In 1993 E-mu was acquired by Creative Technology (the Singaporean parent company of Creative Labs) and began working on PC soundcard synthesis. Throughout the 1990s E-mu made many different rackmount keyboard-less synthesizers. In 1998, E-mu was combined with Ensoniq, another Creative Technology acquisition. In 2001 the Proteus line of modules was repackaged in the form of a line of tabletop units, the XL7 and MP7 Command Stations, which featured 128-voice polyphony, advanced synthesis features, and a versatile multitrack sequencer.
During 2003-2005, E-mu designed and published a series of high-fidelity "Digital Audio Systems" (computer sound cards), intended for semi-professional / computer audio enthusiast use. They were released under the name E-mu, however bearing a "Creative Professional" label. The card names are number-coded: 0404, 1212m, 1616, 1616m, 1820 and 1820m, where 1616 is a CardBus version and the rest for PCI, while "m" denotes extra high - quality analogue outputs and inputs. The 1820m is touted as the series' flagship product. All of the cards have drivers for Microsoft Windows 2000 and up (32- and 64-bit). Apple Macintosh support appeared to be pending, but may have been affected by Apple's migration towards Intel.
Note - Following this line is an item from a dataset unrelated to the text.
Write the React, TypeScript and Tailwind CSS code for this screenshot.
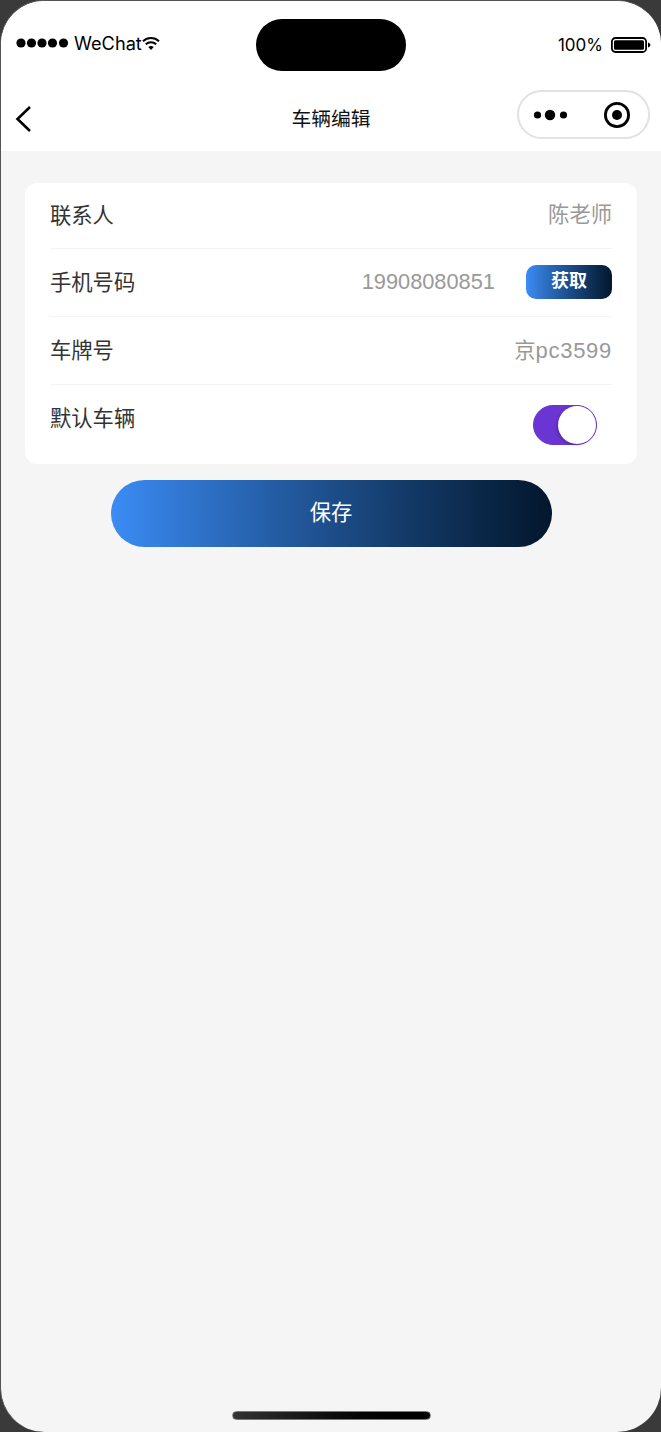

While the core DSP of the cards is the same as used in Creative's Sound Blaster Audigy2 cards (and hence capable of 24-bit 192 kHz PCM sound), official press releases for the E-mu sound cards have emphasized Creative's lack of input on the design, and the in-house development of the cards and drivers — that is, they wanted to distinguish their "own" series from Creative's signature Sound Blasters. Notably, the cards and drivers entirely omit internal wavetable MIDI synthesis, Creative's proprietary EAX sound routines and basically anything commonly associated with the "father company". Although the cards were rushed into market and originally came bundled with fairly raw drivers (which have subsequently received periodical major improvements and even additions beyond the advertised specifications), they have generally met with rather favourable reviews.